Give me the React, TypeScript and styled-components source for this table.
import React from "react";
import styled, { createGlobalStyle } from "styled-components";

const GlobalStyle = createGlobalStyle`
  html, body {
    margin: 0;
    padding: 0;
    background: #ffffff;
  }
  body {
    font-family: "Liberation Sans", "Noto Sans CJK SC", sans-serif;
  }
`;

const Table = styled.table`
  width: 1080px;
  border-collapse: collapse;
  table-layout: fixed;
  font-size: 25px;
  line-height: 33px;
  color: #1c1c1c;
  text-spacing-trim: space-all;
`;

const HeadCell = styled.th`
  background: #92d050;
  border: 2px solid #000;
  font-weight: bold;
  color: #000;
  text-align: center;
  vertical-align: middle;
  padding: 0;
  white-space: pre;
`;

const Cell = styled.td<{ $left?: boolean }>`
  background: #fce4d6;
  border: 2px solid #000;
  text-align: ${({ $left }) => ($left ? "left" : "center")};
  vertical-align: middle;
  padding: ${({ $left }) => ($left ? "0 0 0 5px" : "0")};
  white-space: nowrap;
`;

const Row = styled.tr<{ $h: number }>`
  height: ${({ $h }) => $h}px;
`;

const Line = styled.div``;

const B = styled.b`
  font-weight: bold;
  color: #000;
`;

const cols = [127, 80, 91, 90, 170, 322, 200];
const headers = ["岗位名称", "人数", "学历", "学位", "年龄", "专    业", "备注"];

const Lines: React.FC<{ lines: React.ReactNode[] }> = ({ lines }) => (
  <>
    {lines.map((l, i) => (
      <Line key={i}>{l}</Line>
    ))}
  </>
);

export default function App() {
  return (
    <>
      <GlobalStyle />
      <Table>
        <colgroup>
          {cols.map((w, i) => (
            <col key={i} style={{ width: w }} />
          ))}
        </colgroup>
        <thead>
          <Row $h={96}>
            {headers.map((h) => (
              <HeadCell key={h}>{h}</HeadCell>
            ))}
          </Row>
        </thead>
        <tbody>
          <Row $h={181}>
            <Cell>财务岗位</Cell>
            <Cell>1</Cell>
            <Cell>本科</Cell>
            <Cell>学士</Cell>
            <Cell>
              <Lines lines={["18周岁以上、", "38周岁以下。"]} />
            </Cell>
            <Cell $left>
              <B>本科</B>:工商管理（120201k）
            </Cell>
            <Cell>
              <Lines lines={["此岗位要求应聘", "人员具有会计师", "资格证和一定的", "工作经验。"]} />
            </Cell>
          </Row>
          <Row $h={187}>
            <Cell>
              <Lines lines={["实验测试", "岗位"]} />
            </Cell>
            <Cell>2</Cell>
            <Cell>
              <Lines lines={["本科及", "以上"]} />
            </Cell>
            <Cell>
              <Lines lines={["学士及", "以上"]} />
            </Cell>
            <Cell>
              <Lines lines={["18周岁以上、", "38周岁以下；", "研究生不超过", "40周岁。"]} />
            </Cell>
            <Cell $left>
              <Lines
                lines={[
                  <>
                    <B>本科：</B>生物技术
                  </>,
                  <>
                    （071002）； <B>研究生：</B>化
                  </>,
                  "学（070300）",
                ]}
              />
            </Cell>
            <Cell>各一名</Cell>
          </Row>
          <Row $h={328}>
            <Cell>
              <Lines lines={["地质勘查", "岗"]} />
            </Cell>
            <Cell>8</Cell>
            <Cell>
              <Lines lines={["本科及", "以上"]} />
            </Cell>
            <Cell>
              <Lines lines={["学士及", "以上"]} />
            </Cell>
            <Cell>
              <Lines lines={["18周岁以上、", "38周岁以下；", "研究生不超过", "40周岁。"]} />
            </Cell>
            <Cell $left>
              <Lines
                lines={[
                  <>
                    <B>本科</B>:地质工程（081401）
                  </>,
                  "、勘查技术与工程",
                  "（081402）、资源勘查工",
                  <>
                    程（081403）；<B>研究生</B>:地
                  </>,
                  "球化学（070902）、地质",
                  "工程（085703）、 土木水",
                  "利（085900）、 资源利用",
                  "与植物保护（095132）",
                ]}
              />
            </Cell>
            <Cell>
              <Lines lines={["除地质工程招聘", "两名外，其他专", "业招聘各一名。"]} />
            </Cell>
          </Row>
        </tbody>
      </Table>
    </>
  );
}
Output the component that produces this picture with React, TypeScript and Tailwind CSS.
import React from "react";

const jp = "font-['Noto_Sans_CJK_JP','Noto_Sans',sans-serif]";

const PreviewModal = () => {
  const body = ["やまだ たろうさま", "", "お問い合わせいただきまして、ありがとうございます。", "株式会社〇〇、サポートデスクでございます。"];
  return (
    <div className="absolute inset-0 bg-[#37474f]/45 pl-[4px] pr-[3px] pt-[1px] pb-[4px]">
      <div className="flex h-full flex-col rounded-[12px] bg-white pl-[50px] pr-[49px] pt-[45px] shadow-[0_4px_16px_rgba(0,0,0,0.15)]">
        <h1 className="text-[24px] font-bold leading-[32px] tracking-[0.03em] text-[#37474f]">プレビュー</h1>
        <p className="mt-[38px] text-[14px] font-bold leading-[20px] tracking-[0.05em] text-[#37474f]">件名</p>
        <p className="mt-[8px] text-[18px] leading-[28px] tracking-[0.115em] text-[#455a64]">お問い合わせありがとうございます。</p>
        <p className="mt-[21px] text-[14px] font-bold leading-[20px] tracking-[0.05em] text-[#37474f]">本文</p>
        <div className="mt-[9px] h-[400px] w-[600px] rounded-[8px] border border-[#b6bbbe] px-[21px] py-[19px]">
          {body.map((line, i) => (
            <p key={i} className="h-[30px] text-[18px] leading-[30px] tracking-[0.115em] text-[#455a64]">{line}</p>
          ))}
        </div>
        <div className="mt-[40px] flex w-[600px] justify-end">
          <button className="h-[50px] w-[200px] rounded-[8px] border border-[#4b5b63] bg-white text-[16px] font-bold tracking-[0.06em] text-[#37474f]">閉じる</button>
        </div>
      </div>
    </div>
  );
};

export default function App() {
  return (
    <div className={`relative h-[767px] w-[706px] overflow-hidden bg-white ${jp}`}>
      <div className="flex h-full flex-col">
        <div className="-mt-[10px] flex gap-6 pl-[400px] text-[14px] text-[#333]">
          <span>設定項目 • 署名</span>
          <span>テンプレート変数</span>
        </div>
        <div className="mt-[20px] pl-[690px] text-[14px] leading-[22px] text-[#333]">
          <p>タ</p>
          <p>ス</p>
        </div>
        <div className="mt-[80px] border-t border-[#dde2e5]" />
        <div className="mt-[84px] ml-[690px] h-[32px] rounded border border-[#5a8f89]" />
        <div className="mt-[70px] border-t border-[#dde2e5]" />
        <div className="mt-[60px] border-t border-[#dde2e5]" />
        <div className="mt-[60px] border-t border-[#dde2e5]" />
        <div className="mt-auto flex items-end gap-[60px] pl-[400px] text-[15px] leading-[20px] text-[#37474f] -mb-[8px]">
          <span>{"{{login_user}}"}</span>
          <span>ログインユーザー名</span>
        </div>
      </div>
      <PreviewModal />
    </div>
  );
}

#####

Instructions for the task: Write out all the records above again, exactly as they stand.

Expected answer:
Give me the React, TypeScript and styled-components source for this table.
import React from "react";
import styled, { createGlobalStyle } from "styled-components";

const GlobalStyle = createGlobalStyle`
  html, body {
    margin: 0;
    padding: 0;
    background: #ffffff;
  }
  body {
    font-family: "Liberation Sans", "Noto Sans CJK SC", sans-serif;
  }
`;

const Table = styled.table`
  width: 1080px;
  border-collapse: collapse;
  table-layout: fixed;
  font-size: 25px;
  line-height: 33px;
  color: #1c1c1c;
  text-spacing-trim: space-all;
`;

const HeadCell = styled.th`
  background: #92d050;
  border: 2px solid #000;
  font-weight: bold;
  color: #000;
  text-align: center;
  vertical-align: middle;
  padding: 0;
  white-space: pre;
`;

const Cell = styled.td<{ $left?: boolean }>`
  background: #fce4d6;
  border: 2px solid #000;
  text-align: ${({ $left }) => ($left ? "left" : "center")};
  vertical-align: middle;
  padding: ${({ $left }) => ($left ? "0 0 0 5px" : "0")};
  white-space: nowrap;
`;

const Row = styled.tr<{ $h: number }>`
  height: ${({ $h }) => $h}px;
`;

const Line = styled.div``;

const B = styled.b`
  font-weight: bold;
  color: #000;
`;

const cols = [127, 80, 91, 90, 170, 322, 200];
const headers = ["岗位名称", "人数", "学历", "学位", "年龄", "专    业", "备注"];

const Lines: React.FC<{ lines: React.ReactNode[] }> = ({ lines }) => (
  <>
    {lines.map((l, i) => (
      <Line key={i}>{l}</Line>
    ))}
  </>
);

export default function App() {
  return (
    <>
      <GlobalStyle />
      <Table>
        <colgroup>
          {cols.map((w, i) => (
            <col key={i} style={{ width: w }} />
          ))}
        </colgroup>
        <thead>
          <Row $h={96}>
            {headers.map((h) => (
              <HeadCell key={h}>{h}</HeadCell>
            ))}
          </Row>
        </thead>
        <tbody>
          <Row $h={181}>
            <Cell>财务岗位</Cell>
            <Cell>1</Cell>
            <Cell>本科</Cell>
            <Cell>学士</Cell>
            <Cell>
              <Lines lines={["18周岁以上、", "38周岁以下。"]} />
            </Cell>
            <Cell $left>
              <B>本科</B>:工商管理（120201k）
            </Cell>
            <Cell>
              <Lines lines={["此岗位要求应聘", "人员具有会计师", "资格证和一定的", "工作经验。"]} />
            </Cell>
          </Row>
          <Row $h={187}>
            <Cell>
              <Lines lines={["实验测试", "岗位"]} />
            </Cell>
            <Cell>2</Cell>
            <Cell>
              <Lines lines={["本科及", "以上"]} />
            </Cell>
            <Cell>
              <Lines lines={["学士及", "以上"]} />
            </Cell>
            <Cell>
              <Lines lines={["18周岁以上、", "38周岁以下；", "研究生不超过", "40周岁。"]} />
            </Cell>
            <Cell $left>
              <Lines
                lines={[
                  <>
                    <B>本科：</B>生物技术
                  </>,
                  <>
                    （071002）； <B>研究生：</B>化
                  </>,
                  "学（070300）",
                ]}
              />
            </Cell>
            <Cell>各一名</Cell>
          </Row>
          <Row $h={328}>
            <Cell>
              <Lines lines={["地质勘查", "岗"]} />
            </Cell>
            <Cell>8</Cell>
            <Cell>
              <Lines lines={["本科及", "以上"]} />
            </Cell>
            <Cell>
              <Lines lines={["学士及", "以上"]} />
            </Cell>
            <Cell>
              <Lines lines={["18周岁以上、", "38周岁以下；", "研究生不超过", "40周岁。"]} />
            </Cell>
            <Cell $left>
              <Lines
                lines={[
                  <>
                    <B>本科</B>:地质工程（081401）
                  </>,
                  "、勘查技术与工程",
                  "（081402）、资源勘查工",
                  <>
                    程（081403）；<B>研究生</B>:地
                  </>,
                  "球化学（070902）、地质",
                  "工程（085703）、 土木水",
                  "利（085900）、 资源利用",
                  "与植物保护（095132）",
                ]}
              />
            </Cell>
            <Cell>
              <Lines lines={["除地质工程招聘", "两名外，其他专", "业招聘各一名。"]} />
            </Cell>
          </Row>
        </tbody>
      </Table>
    </>
  );
}
Output the component that produces this picture with React, TypeScript and Tailwind CSS.
import React from "react";

const jp = "font-['Noto_Sans_CJK_JP','Noto_Sans',sans-serif]";

const PreviewModal = () => {
  const body = ["やまだ たろうさま", "", "お問い合わせいただきまして、ありがとうございます。", "株式会社〇〇、サポートデスクでございます。"];
  return (
    <div className="absolute inset-0 bg-[#37474f]/45 pl-[4px] pr-[3px] pt-[1px] pb-[4px]">
      <div className="flex h-full flex-col rounded-[12px] bg-white pl-[50px] pr-[49px] pt-[45px] shadow-[0_4px_16px_rgba(0,0,0,0.15)]">
        <h1 className="text-[24px] font-bold leading-[32px] tracking-[0.03em] text-[#37474f]">プレビュー</h1>
        <p className="mt-[38px] text-[14px] font-bold leading-[20px] tracking-[0.05em] text-[#37474f]">件名</p>
        <p className="mt-[8px] text-[18px] leading-[28px] tracking-[0.115em] text-[#455a64]">お問い合わせありがとうございます。</p>
        <p className="mt-[21px] text-[14px] font-bold leading-[20px] tracking-[0.05em] text-[#37474f]">本文</p>
        <div className="mt-[9px] h-[400px] w-[600px] rounded-[8px] border border-[#b6bbbe] px-[21px] py-[19px]">
          {body.map((line, i) => (
            <p key={i} className="h-[30px] text-[18px] leading-[30px] tracking-[0.115em] text-[#455a64]">{line}</p>
          ))}
        </div>
        <div className="mt-[40px] flex w-[600px] justify-end">
          <button className="h-[50px] w-[200px] rounded-[8px] border border-[#4b5b63] bg-white text-[16px] font-bold tracking-[0.06em] text-[#37474f]">閉じる</button>
        </div>
      </div>
    </div>
  );
};

export default function App() {
  return (
    <div className={`relative h-[767px] w-[706px] overflow-hidden bg-white ${jp}`}>
      <div className="flex h-full flex-col">
        <div className="-mt-[10px] flex gap-6 pl-[400px] text-[14px] text-[#333]">
          <span>設定項目 • 署名</span>
          <span>テンプレート変数</span>
        </div>
        <div className="mt-[20px] pl-[690px] text-[14px] leading-[22px] text-[#333]">
          <p>タ</p>
          <p>ス</p>
        </div>
        <div className="mt-[80px] border-t border-[#dde2e5]" />
        <div className="mt-[84px] ml-[690px] h-[32px] rounded border border-[#5a8f89]" />
        <div className="mt-[70px] border-t border-[#dde2e5]" />
        <div className="mt-[60px] border-t border-[#dde2e5]" />
        <div className="mt-[60px] border-t border-[#dde2e5]" />
        <div className="mt-auto flex items-end gap-[60px] pl-[400px] text-[15px] leading-[20px] text-[#37474f] -mb-[8px]">
          <span>{"{{login_user}}"}</span>
          <span>ログインユーザー名</span>
        </div>
      </div>
      <PreviewModal />
    </div>
  );
}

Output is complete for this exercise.